• **Direction**
Find every line of the listing below where "components" appears, and copy it.

#### Data lines ####

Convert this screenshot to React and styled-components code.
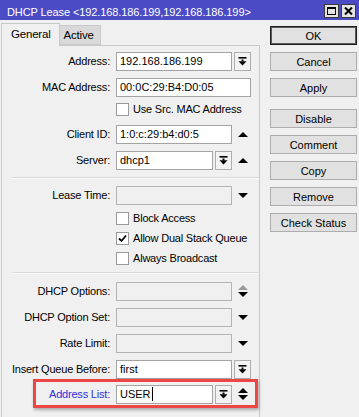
import React from "react";
import styled, { createGlobalStyle } from "styled-components";

const GlobalStyle = createGlobalStyle`
  html, body {
    margin: 0;
    padding: 0;
    background: #f0f0f0;
  }
  body {
    font-family: "Liberation Sans", Arial, sans-serif;
    font-size: 11px;
    color: #000;
  }
`;

const Window = styled.div`
  width: 359px;
  height: 417px;
  background: #f0f0f0;
  display: flex;
  flex-direction: column;
  overflow: hidden;
`;

const TitleBar = styled.div`
  height: 20px;
  background: #4b4bc6;
  display: flex;
  align-items: center;
  justify-content: space-between;
  padding: 0 3px 0 7px;
  flex-shrink: 0;
`;

const TitleText = styled.span`
  color: #fff;
  font-size: 11px;
  letter-spacing: -0.1px;
  white-space: nowrap;
  margin-top: 3px;
`;

const TitleButtons = styled.div`
  display: flex;
  gap: 2px;
  margin-top: 2px;
`;

const TitleButton = styled.div`
  width: 15px;
  height: 14px;
  box-sizing: border-box;
  border: 1px solid #3a3a3a;
  background: #e4e4e4;
  display: flex;
  align-items: center;
  justify-content: center;
`;

const Body = styled.div`
  flex: 1;
  display: flex;
`;

const LeftPane = styled.div`
  width: 259px;
  margin-left: 1px;
  padding-top: 3px;
  display: flex;
  flex-direction: column;
`;

const Tabs = styled.div`
  display: flex;
  align-items: flex-end;
  height: 22px;
  position: relative;
  z-index: 1;
`;

const Tab = styled.div`
  box-sizing: border-box;
  height: ${(p) => (p.$active ? "23px" : "20px")};
  padding: ${(p) => (p.$active ? "4px 8px 0 9px" : "3px 6px 0 4px")};
  background: ${(p) => (p.$active ? "#f0f0f0" : "#d9d9d9")};
  border: 1px solid #c9c9c9;
  border-bottom: ${(p) => (p.$active ? "none" : "1px solid #c9c9c9")};
  border-left: ${(p) => (p.$active ? "1px solid #c9c9c9" : "none")};
  margin-bottom: ${(p) => (p.$active ? "-1px" : "0")};
  letter-spacing: -0.2px;
  font-size: 11.5px;
`;

const Panel = styled.div`
  flex: 1;
  border: 1px solid #c9c9c9;
  border-bottom: none;
  display: flex;
  flex-direction: column;
  padding-top: 5px;
`;

const FieldRow = styled.div`
  position: relative;
  display: flex;
  align-items: center;
  height: 20px;
  margin-top: ${(p) => p.$mt || 0}px;

  ${(p) =>
    p.$highlight &&
    `
    &::after {
      content: "";
      position: absolute;
      left: 31px;
      right: 1px;
      top: -5px;
      bottom: -4px;
      border: 3px solid #ee4545;
      box-shadow: 1px 2px 3px rgba(0, 0, 0, 0.3);
      pointer-events: none;
    }
  `}
`;

const Label = styled.div`
  width: 108px;
  margin-right: 6px;
  text-align: right;
  white-space: nowrap;
  letter-spacing: -0.2px;
  color: ${(p) => (p.$blue ? "#2f2fe0" : "#000")};
`;

const FieldGroup = styled.div`
  width: 135px;
  display: flex;
  align-items: center;
  gap: 2px;
`;

const Input = styled.div`
  flex: 1;
  height: 19px;
  box-sizing: border-box;
  border: 1px solid ${(p) => (p.$disabled ? "#b4b4b4" : "#a3a3a3")};
  background: ${(p) => (p.$disabled ? "#f0f0f0" : "#fff")};
  padding: 0 3px;
  display: flex;
  align-items: center;
  white-space: nowrap;
  overflow: hidden;
`;

const Caret = styled.span`
  display: inline-block;
  width: 1px;
  height: 14px;
  background: #000;
  margin-left: 1px;
`;

const DropButton = styled.div`
  width: 17px;
  height: 19px;
  box-sizing: border-box;
  border: 1px solid #adadad;
  background: #f3f3f3;
  display: flex;
  align-items: center;
  justify-content: center;
  flex-shrink: 0;
`;

const Slot = styled.div`
  width: 17px;
  height: 19px;
  display: flex;
  flex-direction: column;
  align-items: center;
  justify-content: center;
  gap: 2px;
  flex-shrink: 0;
`;

const CheckRow = styled.label`
  display: flex;
  align-items: center;
  height: 20px;
  padding-left: 114px;
  margin-top: ${(p) => p.$mt || 0}px;
  letter-spacing: -0.2px;
`;

const CheckBox = styled.span`
  width: 13px;
  height: 13px;
  box-sizing: border-box;
  border: 1px solid #9a9a9a;
  background: #fff;
  margin-right: 4px;
  display: flex;
  align-items: center;
  justify-content: center;
`;

const Separator = styled.div`
  height: 1px;
  margin: ${(p) => p.$mt || 0}px 0 0 10px;
  background: #dadada;
  border-bottom: 1px solid #fafafa;
`;

const ButtonColumn = styled.div`
  width: 87px;
  margin-left: 10px;
  padding-top: 6px;
  display: flex;
  flex-direction: column;
`;

const SideButton = styled.div`
  height: 19px;
  box-sizing: border-box;
  margin-top: ${(p) => p.$mt ?? 7}px;
  border: 1px solid ${(p) => (p.$default ? "#1e1e1e" : "#adadad")};
  box-shadow: ${(p) => (p.$default ? "inset 0 0 0 1px #5a5a5a" : "none")};
  background: #e1e1e1;
  display: flex;
  align-items: center;
  justify-content: center;
  font-size: 11px;
`;

const BottomIcon = () => (
  <svg width="9" height="9" viewBox="0 0 9 9">
    <rect x="0.5" y="0" width="8" height="1.6" fill="#000" />
    <rect x="3.5" y="2.5" width="2" height="2" fill="#000" />
    <polygon points="0.5,4.2 8.5,4.2 4.5,8.4" fill="#000" />
  </svg>
);

const UpIcon = ({ color = "#000" }) => (
  <svg width="10" height="5" viewBox="0 0 10 5">
    <polygon points="0,5 10,5 5,0" fill={color} />
  </svg>
);

const DownIcon = ({ color = "#000" }) => (
  <svg width="10" height="5" viewBox="0 0 10 5">
    <polygon points="0,0 10,0 5,5" fill={color} />
  </svg>
);

const CheckMark = () => (
  <svg width="9" height="9" viewBox="0 0 9 9">
    <polyline points="1,4.5 3.5,7 8,1.5" fill="none" stroke="#000" strokeWidth="1.8" />
  </svg>
);

const MaxIcon = () => (
  <svg width="9" height="8" viewBox="0 0 9 8">
    <rect x="0.5" y="0.5" width="8" height="7" fill="none" stroke="#000" strokeWidth="1" />
    <rect x="0.5" y="0.5" width="8" height="1.5" fill="#000" />
  </svg>
);

const CloseIcon = () => (
  <svg width="9" height="8" viewBox="0 0 9 8">
    <path d="M1 0.5 L8 7.5 M8 0.5 L1 7.5" stroke="#000" strokeWidth="2" />
  </svg>
);

const Field = ({ label, value, disabled, drop, slot, mt, blue, highlight, caret }) => (
  <FieldRow $mt={mt} $highlight={highlight}>
    <Label $blue={blue}>{label}</Label>
    <FieldGroup>
      <Input $disabled={disabled}>
        {value}
        {caret && <Caret />}
      </Input>
      {drop && (
        <DropButton>
          <BottomIcon />
        </DropButton>
      )}
      {slot && <Slot>{slot}</Slot>}
    </FieldGroup>
  </FieldRow>
);

const Check = ({ label, checked, mt }) => (
  <CheckRow $mt={mt}>
    <CheckBox>{checked && <CheckMark />}</CheckBox>
    {label}
  </CheckRow>
);

const App = () => {
  return (
    <>
      <GlobalStyle />
      <Window>
        <TitleBar>
          <TitleText>DHCP Lease &lt;192.168.186.199,192.168.186.199&gt;</TitleText>
          <TitleButtons>
            <TitleButton>
              <MaxIcon />
            </TitleButton>
            <TitleButton>
              <CloseIcon />
            </TitleButton>
          </TitleButtons>
        </TitleBar>
        <Body>
          <LeftPane>
            <Tabs>
              <Tab $active>General</Tab>
              <Tab>Active</Tab>
            </Tabs>
            <Panel>
              <Field label="Address:" value="192.168.186.199" drop />
              <Field label="MAC Address:" value="00:0C:29:B4:D0:05" mt={6} />
              <Check label="Use Src. MAC Address" mt={2} />
              <Field label="Client ID:" value="1:0:c:29:b4:d0:5" mt={5} slot={<UpIcon />} />
              <Field label="Server:" value="dhcp1" drop mt={6} slot={<UpIcon />} />
              <Separator $mt={7} />
              <Field label="Lease Time:" value="" disabled mt={6} slot={<DownIcon />} />
              <Check label="Block Access" mt={3} />
              <Check label="Allow Dual Stack Queue" checked />
              <Check label="Always Broadcast" />
              <Separator $mt={4} />
              <Field
                label="DHCP Options:"
                value=""
                disabled
                mt={7}
                slot={
                  <>
                    <UpIcon color="#9a9a9a" />
                    <DownIcon />
                  </>
                }
              />
              <Field label="DHCP Option Set:" value="" disabled mt={6} slot={<DownIcon />} />
              <Field label="Rate Limit:" value="" disabled mt={6} slot={<DownIcon />} />
              <Field label="Insert Queue Before:" value="first" drop mt={6} />
              <Field
                label="Address List:"
                value="USER"
                blue
                caret
                highlight
                drop
                mt={5}
                slot={
                  <>
                    <UpIcon />
                    <DownIcon />
                  </>
                }
              />
            </Panel>
          </LeftPane>
          <ButtonColumn>
            <SideButton $default $mt={0}>OK</SideButton>
            <SideButton>Cancel</SideButton>
            <SideButton>Apply</SideButton>
            <SideButton $mt={12}>Disable</SideButton>
            <SideButton>Comment</SideButton>
            <SideButton>Copy</SideButton>
            <SideButton>Remove</SideButton>
            <SideButton>Check Status</SideButton>
          </ButtonColumn>
        </Body>
      </Window>
    </>
  );
};

export default App;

####

• **Solution for this exercise**
Convert this screenshot to React and styled-components code.
import styled, { createGlobalStyle } from "styled-components";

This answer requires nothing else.